Vengeful gods and rigid traditions have been used to cultivate the cultural mindset that pregnancy is something you should always accept, even when it occurs without intention and in the most inappropriate of circumstances. Pregnancy must be viewed as a blessing. When announcements of procreation come from the young or notoriously irresponsible, we are not invited to rationally discourage the injection of an innocent life into the existing disorder, but rather encouraged to support the pregnancy as a means of the couple’s (or individual’s) maturation and growth. Pregnancies and children are used as tools to fix problems and change people, as though it is not morally unsound to create people and subject them to a lifetime of existence for purposes that serve other beings, such as rekindling a marriage, inspiring personal growth within and giving meaning to caregivers, etc. Though it need not be true that all natalists are pro-life, we must note the hypocrisy in the discussion of consent for the unborn.

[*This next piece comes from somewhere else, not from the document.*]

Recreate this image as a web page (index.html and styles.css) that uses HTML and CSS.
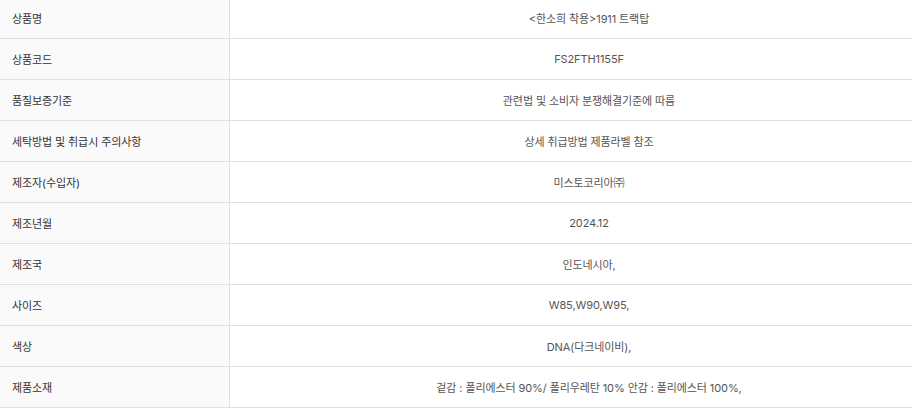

Whereas there is an issue made over the lack of fetal consent for abortion, there lies a double standard in the deafening silence on fetal consent to be born in the first place.
For some time, I attributed my aversion to having children to the bad experiences I had during my own childhood. While many who experience trauma as children seek the opportunity to prove themselves in parenthood (I have always found this strange, though it is rather common), I have never desired parenthood. Like most, I was subjected to gender conditioning as a child and had baby dolls, but do not consider that or other social impositions of familial desires as authentic signifiers of a maternal desire. I have pets now that I regard as my children – I am generally opposed to breeding, only adoption – but I have never harbored a serious desire to be a parent to human children, and feel a mild level of contempt for the notion.

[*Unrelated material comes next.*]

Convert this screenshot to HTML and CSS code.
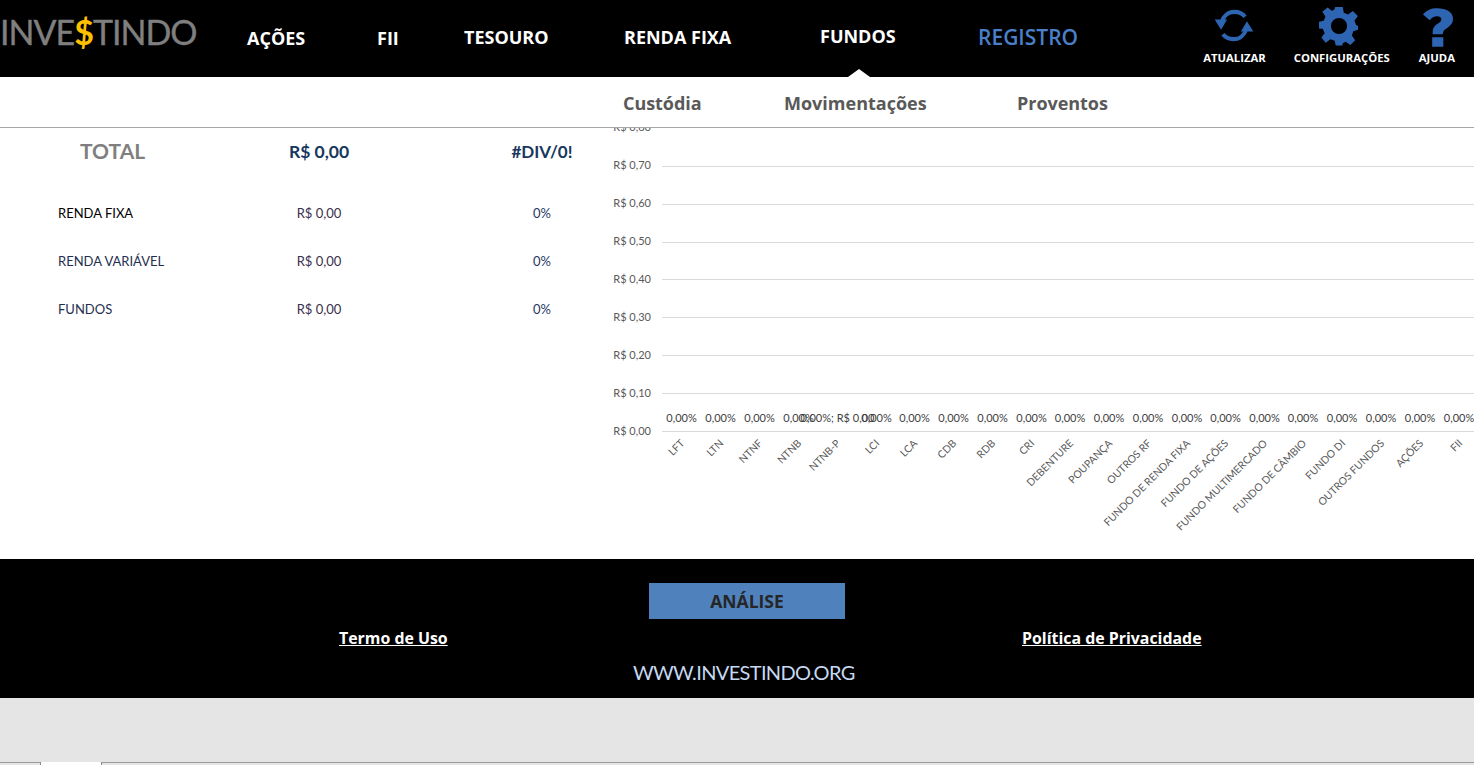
FILE: index.html
```html
<!DOCTYPE html>
<html lang="pt-BR">
<head>
<meta charset="utf-8">
<title>Investindo</title>
<link rel="stylesheet" href="styles.css">
</head>
<body>
<header class="topbar">
  <div class="logo">INVE<span class="logo-dollar">$</span>TINDO</div>
  <nav class="mainnav">
    <a class="nav-item nav-acoes">AÇÕES</a>
    <a class="nav-item nav-fii">FII</a>
    <a class="nav-item nav-tesouro">TESOURO</a>
    <a class="nav-item nav-renda">RENDA FIXA</a>
    <a class="nav-item nav-fundos">FUNDOS</a>
    <a class="nav-item nav-registro">REGISTRO</a>
  </nav>
  <div class="tools">
    <div class="tool">
      <svg class="tool-icon icon-refresh" width="40" height="35" viewBox="0 0 42 38"><g fill="none" stroke="#2e65b3" stroke-width="4.4"><path d="M7.5 15.5C9.5 8.5 15 4.2 21.500 4.200C26.500 4.200 30.500 6.200 33 9.500"/><path d="M34.500 22.500C32.500 29.500 27 33.800 20.500 33.800C15.500 33.800 11.500 31.800 9 28.500"/></g><path fill="#2e65b3" d="M0 12.500L13.500 12.500L7 23.500Z"/><path fill="#2e65b3" d="M42 25.500L28.500 25.500L35 14.500Z"/></svg>
      <span class="tool-label">ATUALIZAR</span>
    </div>
    <div class="tool">
      <svg class="tool-icon icon-gear" width="40" height="40" viewBox="0 0 42 42"><path fill="#2e65b3" fill-rule="evenodd" d="M17 1H25L26 7L30.500 8.800L35.500 5.200L40.800 10.500L37.200 15.500L39 20L41 21V25L36 26.500L34.500 31L38 36L33 41L28 37.500L25 39L24.500 41.500H17.500L16.500 36.500L12 35L7 38.500L2.500 33L6 28.500L4 24L0 23.500V16.500L5 15.500L6.800 11L3.500 6L9 1.500L13.500 5L16 4ZM21 12.500A8.500 8.500 0 1 0 21 29.500A8.500 8.500 0 1 0 21 12.500Z"/></svg>
      <span class="tool-label">CONFIGURAÇÕES</span>
    </div>
    <div class="tool">
      <svg class="tool-icon icon-help" width="30" height="39" viewBox="0 0 31 40"><path fill="#2e65b3" d="M0 6.500C3.500 2 8.500 0 14.500 0C24 0 31 3.800 31 11C31 15.500 28.500 18 25 20.500C22 22.500 20.500 23.500 20.500 27H10V25C10 20.500 12 18.300 15 16.200C17.500 14.500 19 13.500 19 11.500C19 9.500 17 8.500 14.500 8.500C11.500 8.500 9 10 7 12.500ZM9.500 30H21V40H9.500Z"/></svg>
      <span class="tool-label">AJUDA</span>
    </div>
  </div>
</header>

<nav class="subnav">
  <a class="sub-item sub-custodia">Custódia</a>
  <a class="sub-item sub-mov">Movimentações</a>
  <a class="sub-item sub-prov">Proventos</a>
</nav>

<main class="content">
  <section class="summary">
    <div class="sum-total">
      <span class="total-label">TOTAL</span>
      <span class="total-value">R$ 0,00</span>
      <span class="total-pct">#DIV/0!</span>
    </div>
    <div class="sum-row">
      <span class="row-label row-label-first">RENDA FIXA</span>
      <span class="row-value">R$ 0,00</span>
      <span class="row-pct">0%</span>
    </div>
    <div class="sum-row">
      <span class="row-label">RENDA VARIÁVEL</span>
      <span class="row-value">R$ 0,00</span>
      <span class="row-pct">0%</span>
    </div>
    <div class="sum-row">
      <span class="row-label">FUNDOS</span>
      <span class="row-value">R$ 0,00</span>
      <span class="row-pct">0%</span>
    </div>
  </section>
  <section class="chart">
    <svg class="chart-svg" width="862" height="431" viewBox="612 128 862 431">
      <g class="grid">
        <line x1="662" x2="1474" y1="166.500" y2="166.500"/>
        <line x1="662" x2="1474" y1="204.500" y2="204.500"/>
        <line x1="662" x2="1474" y1="242.500" y2="242.500"/>
        <line x1="662" x2="1474" y1="279.500" y2="279.500"/>
        <line x1="662" x2="1474" y1="317.500" y2="317.500"/>
        <line x1="662" x2="1474" y1="355.500" y2="355.500"/>
        <line x1="662" x2="1474" y1="393.500" y2="393.500"/>
        <line x1="662" x2="1474" y1="431.500" y2="431.500"/>
      </g>
      <g class="axis-y">
        <text x="651" y="131">R$ 0,80</text>
        <text x="651" y="169">R$ 0,70</text>
        <text x="651" y="207">R$ 0,60</text>
        <text x="651" y="245">R$ 0,50</text>
        <text x="651" y="283">R$ 0,40</text>
        <text x="651" y="321">R$ 0,30</text>
        <text x="651" y="359">R$ 0,20</text>
        <text x="651" y="397">R$ 0,10</text>
        <text x="651" y="435">R$ 0,00</text>
      </g>
      <g class="vals">
        <text x="681.500" y="422">0,00%</text>
        <text x="720.500" y="422">0,00%</text>
        <text x="759.500" y="422">0,00%</text>
        <text x="798.500" y="422">0,00%</text>
        <text x="837.500" y="422">0,00%; R$ 0,00</text>
        <text x="876.500" y="422">0,00%</text>
        <text x="914.500" y="422">0,00%</text>
        <text x="953.500" y="422">0,00%</text>
        <text x="992.500" y="422">0,00%</text>
        <text x="1031.500" y="422">0,00%</text>
        <text x="1070" y="422">0,00%</text>
        <text x="1109" y="422">0,00%</text>
        <text x="1148" y="422">0,00%</text>
        <text x="1187" y="422">0,00%</text>
        <text x="1225.500" y="422">0,00%</text>
        <text x="1264.500" y="422">0,00%</text>
        <text x="1303" y="422">0,00%</text>
        <text x="1342" y="422">0,00%</text>
        <text x="1381" y="422">0,00%</text>
        <text x="1420" y="422">0,00%</text>
        <text x="1459" y="422">0,00%</text>
      </g>
      <g class="cats">
        <text transform="translate(685 444) rotate(-45)">LFT</text>
        <text transform="translate(724 444) rotate(-45)">LTN</text>
        <text transform="translate(763 444) rotate(-45)">NTNF</text>
        <text transform="translate(802 444) rotate(-45)">NTNB</text>
        <text transform="translate(841 444) rotate(-45)">NTNB-P</text>
        <text transform="translate(880 444) rotate(-45)">LCI</text>
        <text transform="translate(918 444) rotate(-45)">LCA</text>
        <text transform="translate(957 444) rotate(-45)">CDB</text>
        <text transform="translate(996 444) rotate(-45)">RDB</text>
        <text transform="translate(1035 444) rotate(-45)">CRI</text>
        <text transform="translate(1074 444) rotate(-45)">DEBENTURE</text>
        <text transform="translate(1113 444) rotate(-45)">POUPANÇA</text>
        <text transform="translate(1152 444) rotate(-45)">OUTROS RF</text>
        <text transform="translate(1191 444) rotate(-45)">FUNDO DE RENDA FIXA</text>
        <text transform="translate(1229 444) rotate(-45)">FUNDO DE AÇÕES</text>
        <text transform="translate(1268 444) rotate(-45)">FUNDO MULTIMERCADO</text>
        <text transform="translate(1307 444) rotate(-45)">FUNDO DE CÂMBIO</text>
        <text transform="translate(1346 444) rotate(-45)">FUNDO DI</text>
        <text transform="translate(1385 444) rotate(-45)">OUTROS FUNDOS</text>
        <text transform="translate(1424 444) rotate(-45)">AÇÕES</text>
        <text transform="translate(1463 444) rotate(-45)">FII</text>
      </g>
    </svg>
  </section>
</main>

<footer class="footer">
  <div class="btn-row"><a class="btn-analise">ANÁLISE</a></div>
  <div class="legal">
    <a class="legal-link legal-termo">Termo de Uso</a>
    <a class="legal-link legal-priv">Política de Privacidade</a>
  </div>
  <div class="site">WWW.INVESTINDO.ORG</div>
</footer>

<div class="sheetbar">
  <div class="sheet-tab"></div>
</div>
</body>
</html>
```
FILE: styles.css
```css
* { box-sizing: border-box; }
html, body { margin: 0; padding: 0; }
body {
  width: 1474px;
  height: 765px;
  overflow: hidden;
  background: #fff;
  font-family: "Open Sans", "Noto Sans", sans-serif;
}

/* header */
.topbar {
  height: 77px;
  background: #000;
  display: flex;
  position: relative;
}
.logo {
  width: 247px;
  padding-top: 9px;
  font-family: Lato, sans-serif;
  font-size: 34px;
  line-height: 46px;
  letter-spacing: -1px;
  color: #7f7f7f;
  -webkit-text-stroke: 0.4px #7f7f7f;
}
.logo-dollar { color: #ffc000; font-weight: 700; -webkit-text-stroke: 0; }
.mainnav {
  display: grid;
  grid-template-columns: 130px 87px 160px 196px 158px 120px;
  width: 851px;
}
.nav-item {
  font-size: 18px;
  font-weight: 700;
  line-height: 24px;
  color: #fff;
  white-space: nowrap;
  position: relative;
}
.nav-acoes, .nav-fii { padding-top: 26px; }
.nav-tesouro, .nav-renda { padding-top: 25px; }
.nav-fundos { padding-top: 24px; }
.nav-registro { padding-top: 25px; font-size: 21px; color: #4a7fc9; font-weight: 600; }
.nav-fundos::after {
  content: "";
  position: absolute;
  left: 28px;
  top: 69px;
  border-left: 11px solid transparent;
  border-right: 11px solid transparent;
  border-bottom: 8px solid #fff;
}
.tools {
  margin-left: auto;
  padding-right: 19px;
  display: flex;
  gap: 28px;
}
.tool {
  display: flex;
  flex-direction: column;
  align-items: center;
  height: 77px;
  position: relative;
}
.tool:nth-child(3) { margin-left: 1px; }
.tool-icon { position: absolute; top: 8px; }
.icon-gear { top: 6px; transform: translateX(-3px); }
.icon-help { transform: translateX(1px); }
.tool-label {
  margin-top: 50px;
  font-size: 11.300px;
  line-height: 16px;
  font-weight: 700;
  color: #fff;
  white-space: nowrap;
}

/* sub nav */
.subnav {
  height: 51px;
  border-bottom: 1px solid #a6a6a6;
  display: grid;
  grid-template-columns: 161px 233px auto;
  padding-left: 623px;
  align-items: center;
  background: #fff;
}
.sub-item {
  font-size: 18px;
  font-weight: 700;
  color: #595959;
  line-height: 24px;
  padding-top: 2px;
  white-space: nowrap;
}
.sub-custodia, .sub-prov { letter-spacing: -0.05px; }

/* content */
.content {
  height: 431px;
  display: flex;
  overflow: hidden;
}
.summary {
  width: 612px;
  font-family: Lato, sans-serif;
}
.sum-total, .sum-row {
  display: grid;
  grid-template-columns: 58px 210px 102px 120px 104px;
}
.sum-total { height: 61px; padding-top: 9px; line-height: 30px; }
.sum-row { height: 48px; align-items: center; font-size: 13px; color: #2b3350; }
.total-label {
  grid-column: 1 / 3;
  padding-left: 80px;
  font-size: 21px;
  line-height: 27px;
  font-weight: 700;
  color: #7f7f7f;
}
.total-value, .total-pct { font-weight: 700; color: #17375e; text-align: center; }
.total-value { grid-column: 3; font-size: 17.500px; }
.total-pct { grid-column: 5; font-size: 17px; }
.row-label { grid-column: 1 / 3; padding-left: 58px; color: #1f2f4f; }
.row-label-first { color: #000; }
.row-value { grid-column: 3; text-align: center; color: #3a2f4a; }
.row-pct { grid-column: 5; text-align: center; color: #1f3864; }

.chart { width: 862px; height: 431px; }
.chart-svg { display: block; font-family: Lato, sans-serif; font-size: 11px; }
.grid line { stroke: #d9d9d9; stroke-width: 1; }
.axis-y text { fill: #595959; text-anchor: end; }
.vals text { fill: #404040; text-anchor: middle; }
.cats text { fill: #595959; text-anchor: end; font-size: 10.400px; }

/* footer */
.footer {
  height: 139px;
  background: #000;
  padding-top: 24px;
}
.btn-row { display: flex; padding-left: 649px; }
.btn-analise {
  width: 196px;
  height: 36px;
  background: #4f81bd;
  color: #262626;
  font-size: 17.500px;
  font-weight: 700;
  line-height: 36px;
  text-align: center;
}
.legal {
  display: grid;
  grid-template-columns: 339px 683px auto;
  margin-top: 7px;
  line-height: 24px;
}
.legal-link {
  color: #fff;
  font-size: 15.900px;
  font-weight: 700;
  text-decoration: underline;
  white-space: nowrap;
}
.legal-termo { grid-column: 2; justify-self: start; }
.legal-priv { grid-column: 3; }
.site {
  margin-top: 8px;
  padding-left: 633px;
  font-family: Lato, sans-serif;
  font-size: 20px;
  line-height: 28px;
  letter-spacing: -0.65px;
  color: #c6d9f0;
}

/* sheet bar */
.sheetbar {
  height: 67px;
  background: #e5e5e5;
  position: relative;
}
.sheetbar::after {
  content: "";
  position: absolute;
  left: 0;
  right: 0;
  top: 64px;
  height: 1px;
  background: #9a9a9a;
}
.sheet-tab {
  position: absolute;
  left: 40px;
  top: 64px;
  width: 62px;
  height: 3px;
  background: #fff;
  border-left: 1px solid #8a8a8a;
  border-right: 1px solid #8a8a8a;
  z-index: 1;
}
```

With the obvious negative associations I have with parenting, early development, and nuclear family structures, as well as my natural aversion to children , I felt that I understood my context well enough to firmly know why I did not desire children. However, it was not until recently that I noticed a different attitude regarding pregnancies and children – the attitude did not feel different as in changed, but un-explored. As women I went to high school with – women my age, in their early 20s – began intentionally having children, posting photos of little infant babies on their milestone month sheets, I felt this inward rage boiling deep down within me. I felt dread for the babies – what jobs do the parents have that they are even able to comfortably support themselves, let alone a child? What kind of childhood will they experience – those of comfort and luxury, or of financial strain and parental tension? One woman’s boyfriend was a cop with a generic white-man-small-town name that their newborn son inherited, and you just have to wonder, how many more John-Tom-Joes do we need trudging their meaningless lives away? Even if the baby in question becomes the catalyst of maturity and love his parents so desperately need, the former dread will merely be replaced by the existential dread that indiscriminately colors all human existence – will this baby’s lifespan overlap the cusp of the planet’s climate and subsequent resource crisis? In a society divided by class stratification, the odds that the child will be a wage slave are high (unless it is born unto wealth, is born with or trains into a talent, or falls into monetary gain), in which case the odds that the child will suffer dissatisfaction, stress, and depression are almost guaranteed. There are many other terrible, winding paths of fate and occurrence to be explored, but the point stands that to be alive generally encompasses, or at the very least heavily risks, great suffering. Beyond any question of maternal instinct or familial value, it seems unduly reckless to bring life into the current state of the world and human condition.
For example, consider the state of global affairs. The current political climate is what many would consider polarized beyond repair; billionaires exsanguinating our economic systemics, genocide abroad, and the increasing threat of nuclear armament all compound this. If I were a mother, I might wonder, what will the world look like for my baby in 20 years? Would I ever give birth to something that I felt like I couldn’t protect? There are terrorists and rapists running amuck on a melting water rock that is one fragile male ego away from being nuclearly pulverized, but I really think it’s important that we have enough laborers for the workforce, so I’ll subject another miserable soul to the unrewarding existence that I myself do not enjoy. I know my take is pessimistic, but I truly do not agree with the logic behind any child-birthing justification in 2024.
Aside from the greater worldly implications on the life you are creating, one must also consider how easy it is to psychologically damage another person, especially during the early stages of development. In watching my parents self-destruct – and, thus, destroy me too, as a young child is as much of a dependency of the parent as the parent’s arm or leg – I was ingrained with the understanding that I was not worth choosing, not worth loving, as even those who brought me onto this very planet did not love me enough to protect and provide for me over their better impulses. I do not share this for the purpose of harping on experiences lost, but rather to illuminate the severity of producing life that you are not prepared to grasp. If children are to be born, they must have stable figures of unwavering support and confidence, for it is true that to be alive is a struggle and a fight to the end. The production of and subsequent subjection to life is the most significant power one yields, and it is not to be utilized on unintentional whim.
The thought I always circle back to on this topic is one regarding self-awareness and thoroughness of purpose. With the latter phrase, I am referring specifically to the degree of thought that has been applied to the plans for children. I find that it is often the case that people just assume they will have children, as though it is another natural course of events for them; it is spoken of as something that would happen with or without their willful participance, not a matter of if, but when. The creation of life should not be a default act, lest it be a crime of the mundanity of the human experience. Instead of merely assuming we will, we must ask ourselves why we are procreating, and then if we should.